Андрей Рудой с этой своей болтовней — где кстати, а где невпопад — тоже многомерен как личность, как социальная психология, как художественный образ. Как у Сороки — слова, слова, но вдруг раскрывается судьба человеческая, глубина, и сразу это, вроде бы механическое, говорение обретает «второе значение» — психологическое, а где-то и обобщающе социальное. Это — когда Миканор, теряющий терпение с односель­чанами своими, которых никак не убеждает его агита­ция за колхоз, вдруг обвиняет Андрея Рудого, что тот говорит, действует «против». Как искренне удивился и обиделся Рудой: он ведь только хотел, чтобы «по науке» было, а не «тяп-ляп», а потом собирай, что не рассыпалось!.. И это — и удивление, и обида простого и неглупого крестьянина, который сохраняет чутье, здравый смысл земледельца. Но тот же Андрей Рудой вскорости уверенно потребует себе «должности» в колхозе: он ведь «грамотный», с наукой запанибрата!

И это тоже в характере Андрея Рудого. Но есть в этом и большее: тут начинается своеобразное пародиро­вание явлений и персонажей, которые выступят или раскроются в романе попозже.
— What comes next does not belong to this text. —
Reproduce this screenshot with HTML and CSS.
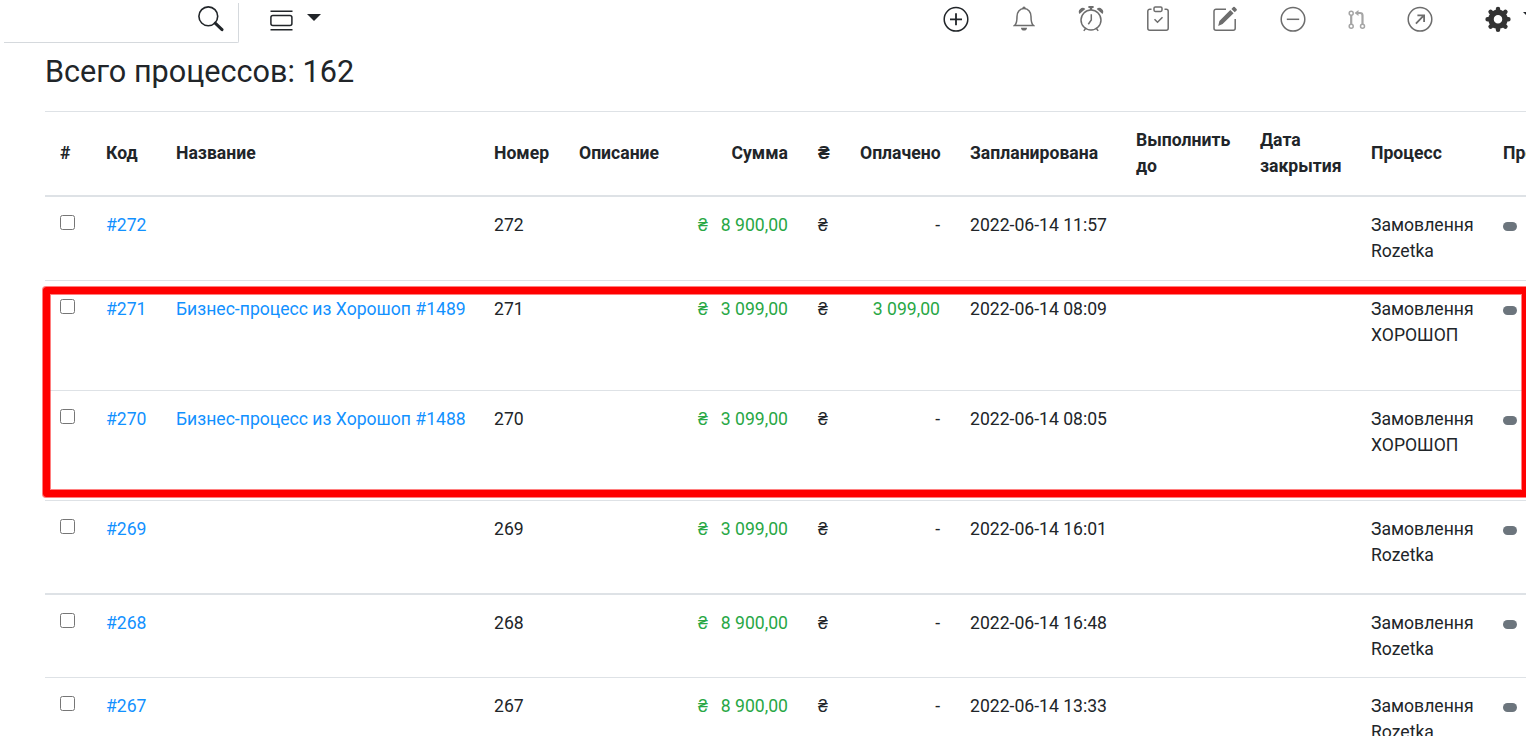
FILE: index.html
```
<!DOCTYPE html>
<html lang="ru">
<head>
    <meta charset="UTF-8">
    <meta name="viewport" content="width=device-width, initial-scale=1.0">
    <title>Процессы</title>
    <link rel="stylesheet" href="styles.css">
</head>
<body>
    <div class="page">
        <div class="toolbar">
            <div class="search">
                <svg class="icon-search" width="26" height="26" viewBox="0 0 26 26">
                    <circle cx="10.3" cy="10.3" r="9.4" fill="none" stroke="#212529" stroke-width="1.6"/>
                    <path d="M17.2 17.2L24 23.6" stroke="#212529" stroke-width="3" stroke-linecap="round"/>
                </svg>
            </div>
            <div class="view-menu">
                <svg width="24" height="22" viewBox="0 0 24 22" fill="none" stroke="#212529" stroke-width="1.5">
                    <path d="M.5 1.2h22M.5 19.7h22"/>
                    <rect x=".9" y="5.5" width="21" height="10" rx="2"/>
                </svg>
                <span class="caret"></span>
            </div>
            <div class="actions">
                <!-- add -->
                <svg class="dark" width="26" height="26" viewBox="0 0 26 26">
                    <circle cx="13" cy="13.3" r="11.8"/>
                    <path d="M13 7.3v12M7 13.3h12" stroke-width="1.8"/>
                </svg>
                <!-- bell -->
                <svg class="bell" width="22" height="26" viewBox="0 0 22 26">
                    <path d="M1.5 19.5h19c-2-1.6-2.5-5-2.5-9.1C18 6.2 15.5 2.6 11 2.6S4 6.2 4 10.4c0 4.100-.5 7.5-2.5 9.1z"/>
                    <path class="fill" d="M9.3 2.2a1.700 1.700 0 0 1 3.4 0l-.2.8h-3zM8 21.8h6a3 2.8 0 0 1-6 0z"/>
                </svg>
                <!-- alarm -->
                <svg width="26" height="26" viewBox="0 0 26 26">
                    <circle cx="13" cy="14" r="10"/>
                    <path d="M13.3 8.2v5.7l-3 4.3M7.5 22.6l-1.700 2.3M18.5 22.6l1.7 2.3"/>
                    <path class="fill" d="M10.4 0h5.2v2h-1.4v2h-2.4v-2h-1.400zM1.5 8a3.9 3.9 0 0 1 5.8-5.1zM24.5 8a3.9 3.9 0 0 0-5.8-5.100z"/>
                </svg>
                <!-- tasks -->
                <svg width="24" height="26" viewBox="0 0 24 26">
                    <path d="M5.500 3.200H3.800a2 2 0 0 0-2 2v17.100a2 2 0 0 0 2 2h16.400a2 2 0 0 0 2-2V5.200a2 2 0 0 0-2-2h-1.700"/>
                    <rect x="8" y="1" width="8" height="4.400" rx="1.300"/>
                    <path d="M8.500 13.200l3 3 5-5"/>
                </svg>
                <!-- edit -->
                <svg width="26" height="26" viewBox="0 0 26 26">
                    <path d="M14 3.200H4a2 2 0 0 0-2 2v17.100a2 2 0 0 0 2 2h17.200a2 2 0 0 0 2-2V13"/>
                    <path class="fill" d="M18.300 4l3.300 3.300L10.600 18.100 6.200 20l1.200-5zM19.400 3l1.900-1.900a1 1 0 0 1 1.400 0l1.900 1.900a1 1 0 0 1 0 1.400l-1.900 1.900z"/>
                </svg>
                <!-- minus -->
                <svg width="26" height="26" viewBox="0 0 26 26">
                    <circle cx="13" cy="13.3" r="11.8"/>
                    <path d="M6.800 13.3h12.400"/>
                </svg>
                <!-- pull request -->
                <svg class="pale" width="18" height="20" viewBox="0 0 18 20">
                    <path d="M3.200 5v9.500M14.500 14.500V5.500q0-2.500-2.500-2.500H9" stroke-width="2.2"/>
                    <circle cx="3.200" cy="3.200" r="2"/>
                    <circle cx="3.200" cy="16.300" r="2"/>
                    <circle cx="14.500" cy="16.300" r="2"/>
                    <path class="fill" d="M6.600 3L10.500 0v6z"/>
                </svg>
                <!-- arrow -->
                <svg class="arrow" width="26" height="26" viewBox="0 0 26 26">
                    <circle cx="13" cy="13.3" r="11.8"/>
                    <path d="M8.900 17.600l8-8.200M10.400 9.300h6.700v6.600" stroke-width="1.800"/>
                </svg>
                <!-- settings -->
                <svg class="gear" width="26" height="26" viewBox="0 0 26 26">
                    <circle cx="13" cy="13.3" r="7"/>
                    <path class="teeth" d="M13 4.800V2.900M13 21.800v1.900M4.500 13.3H2.600M21.500 13.3h1.900M7 7.3L5.600 5.900M19 7.300l1.400-1.400M7 19.300l-1.400 1.400M19 19.300l1.400 1.400"/>
                </svg>
                <span class="caret caret-end"></span>
            </div>
        </div>

        <h1>Всего процессов: 162</h1>

        <div class="table-wrap">
            <table>
                <colgroup>
                    <col class="c-check"><col class="c-code"><col class="c-name"><col class="c-num"><col class="c-desc">
                    <col class="c-sum"><col class="c-cur"><col class="c-paid"><col class="c-plan"><col class="c-due">
                    <col class="c-close"><col class="c-proc"><col class="c-prod">
                </colgroup>
                <thead>
                    <tr>
                        <th>#</th><th>Код</th><th>Название</th><th>Номер</th><th>Описание</th>
                        <th class="right">Сумма</th><th>₴</th><th class="right">Оплачено</th><th>Запланирована</th>
                        <th>Выполнить до</th><th>Дата закрытия</th><th>Процесс</th><th>Продукты</th>
                    </tr>
                </thead>
                <tbody>
                    <tr class="h84">
                        <td><input type="checkbox"></td><td><a href="#">#272</a></td><td></td><td>272</td><td></td>
                        <td class="right green"><span class="cur">₴</span>8 900,00</td><td>₴</td><td class="right">-</td><td class="nowrap">2022-06-14 11:57</td>
                        <td></td><td></td><td>Замовлення Rozetka</td><td><span class="badge"></span></td>
                    </tr>
                    <tr class="h110">
                        <td><input type="checkbox"></td><td><a href="#">#271</a></td><td class="nowrap"><a href="#">Бизнес-процесс из Хорошоп #1489</a></td><td>271</td><td></td>
                        <td class="right green"><span class="cur">₴</span>3 099,00</td><td>₴</td><td class="right green">3 099,00</td><td class="nowrap">2022-06-14 08:09</td>
                        <td></td><td></td><td>Замовлення ХОРОШОП</td><td><span class="badge"></span></td>
                    </tr>
                    <tr class="h110">
                        <td><input type="checkbox"></td><td><a href="#">#270</a></td><td class="nowrap"><a href="#">Бизнес-процесс из Хорошоп #1488</a></td><td>270</td><td></td>
                        <td class="right green"><span class="cur">₴</span>3 099,00</td><td>₴</td><td class="right">-</td><td class="nowrap">2022-06-14 08:05</td>
                        <td></td><td></td><td>Замовлення ХОРОШОП</td><td><span class="badge"></span></td>
                    </tr>
                    <tr class="h94">
                        <td><input type="checkbox"></td><td><a href="#">#269</a></td><td></td><td>269</td><td></td>
                        <td class="right green"><span class="cur">₴</span>3 099,00</td><td>₴</td><td class="right">-</td><td class="nowrap">2022-06-14 16:01</td>
                        <td></td><td></td><td>Замовлення Rozetka</td><td><span class="badge"></span></td>
                    </tr>
                    <tr class="h83">
                        <td><input type="checkbox"></td><td><a href="#">#268</a></td><td></td><td>268</td><td></td>
                        <td class="right green"><span class="cur">₴</span>8 900,00</td><td>₴</td><td class="right">-</td><td class="nowrap">2022-06-14 16:48</td>
                        <td></td><td></td><td>Замовлення Rozetka</td><td><span class="badge"></span></td>
                    </tr>
                    <tr class="h84">
                        <td><input type="checkbox"></td><td><a href="#">#267</a></td><td></td><td>267</td><td></td>
                        <td class="right green"><span class="cur">₴</span>8 900,00</td><td>₴</td><td class="right">-</td><td class="nowrap">2022-06-14 13:33</td>
                        <td></td><td></td><td>Замовлення Rozetka</td><td><span class="badge"></span></td>
                    </tr>
                </tbody>
            </table>
            <div class="highlight"></div>
        </div>
    </div>
</body>
</html>
```
FILE: styles.css
```
* {
    box-sizing: border-box;
}

body {
    margin: 0;
    background-color: #fff;
    color: #212529;
    font-family: Roboto, sans-serif;
    font-size: 17.6px;
    line-height: 26px;
    overflow: hidden;
}

.page {
    width: 1526px;
    height: 736px;
    overflow: hidden;
}

/* Top toolbar */
.toolbar {
    display: flex;
    height: 43px;
    padding-left: 4px;
}

.search {
    width: 235px;
    height: 40px;
    margin-top: 3px;
    padding: 3px 14px 0 0;
    border-right: 1px solid #d5d9dd;
    border-bottom: 1px solid #d5d9dd;
    border-bottom-right-radius: 2px;
}

.search svg {
    display: block;
    margin-left: auto;
}

.view-menu {
    display: flex;
    align-items: flex-start;
    margin-left: 31px;
    padding-top: 10px;
}

.caret {
    margin: 4px 0 0 13px;
    border-left: 7.5px solid transparent;
    border-right: 7.5px solid transparent;
    border-top: 7.5px solid #212529;
}

.actions {
    display: flex;
    align-items: flex-start;
    margin-left: auto;
    padding-top: 6px;
}

.actions svg {
    flex: none;
    fill: none;
    stroke: #6d6d6d;
    stroke-width: 1.5;
    margin-right: 42px;
}

.actions svg .fill {
    fill: #6d6d6d;
    stroke: none;
}

.actions svg.dark {
    margin-right: 44px;
    stroke: #212529;
}

.actions svg.bell {
    margin-right: 43px;
}

.actions svg.pale {
    margin-top: 4px;
    margin-right: 41px;
    stroke: #a5a5a5;
}

.actions svg.pale .fill {
    fill: #a5a5a5;
}

.actions svg.arrow {
    margin-right: 52px;
}

.actions svg.gear {
    margin-right: 0;
    stroke: #333;
    stroke-width: 5.5;
}

.gear .teeth {
    stroke-width: 4.5;
    stroke-linecap: round;
}

.caret-end {
    margin: 6px -11px 0 12px;
}

h1 {
    margin: 0;
    padding: 11px 0 0 45px;
    height: 68px;
    font-size: 30.6px;
    line-height: 36px;
    font-weight: 400;
}

/* Process list */
.table-wrap {
    position: relative;
    padding-left: 45px;
}

table {
    width: 1560px;
    table-layout: fixed;
    border-collapse: separate;
    border-spacing: 0;
    border-top: 1px solid #dee2e6;
}

.c-check { width: 46px; }
.c-code { width: 70px; }
.c-name { width: 318px; }
.c-num { width: 85px; }
.c-desc { width: 110px; }
.c-sum { width: 129px; }
.c-cur { width: 42px; }
.c-paid { width: 110px; }
.c-plan { width: 166px; }
.c-due { width: 124px; }
.c-close { width: 111px; }
.c-proc { width: 132px; }
.c-prod { width: 117px; }

th,
td {
    padding: 15px;
    text-align: left;
    vertical-align: top;
    border-bottom: 1px solid #dee2e6;
}

th {
    height: 85px;
    padding-bottom: 16px;
    vertical-align: middle;
    font-weight: 700;
    border-bottom-width: 2px;
}

.right {
    text-align: right;
}

.nowrap {
    white-space: nowrap;
}

.green {
    color: #28a745;
}

.cur {
    margin-right: 13px;
}

a {
    color: #1291ff;
    text-decoration: none;
}

.h83 { height: 83px; }
.h84 { height: 84px; }
.h94 { height: 94px; }
.h110 { height: 110px; }

.h94 td {
    border-bottom-width: 2px;
}

td input {
    display: block;
    width: 15px;
    height: 15px;
    margin: 3px 0 0;
}

.badge {
    display: block;
    width: 14px;
    height: 9px;
    margin-top: 10px;
    border-radius: 4.5px;
    background-color: #6c757d;
}

/* Red frame around the selected rows */
.highlight {
    position: absolute;
    left: 43px;
    top: 176px;
    width: 1486px;
    height: 210px;
    border: 7px solid #f00;
    border-radius: 3px;
    box-shadow: 0 0 0 1px rgba(255, 0, 0, 0.5), inset 0 0 0 1px rgba(255, 0, 0, 0.5);
}
```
И чего только нет в нем, в крестьянине? И трудяга он, и поэт в своей любви к земле. Как Василь. И соб­ственник, который, того и гляди, вырастет во второго Глушака — Корча. Как тот же самый Василь — только другая сторона его крестьянской натуры! И в бездель­ники он годится, крестьянин,— тот же Андрей Рудой, например, если получит портфель и будет носить в нем «науку», в виде всяческих бумажек, предписаний! Но Андрей Рудой — еще только веселая пародия на буду­щих, совсем не веселых, Башлыковых, а в чем-то, возможно,— и на Миканора тоже, который хотя и вон какой деятельный, но тоже смотри как стал ходить по земле, как разговаривать начал с односельчанами и даже с близкими единомышленниками. С Хоней, на­пример, когда тот решил жениться на Хадоське, не вполне, с точки зрения Миканора, «сознательной».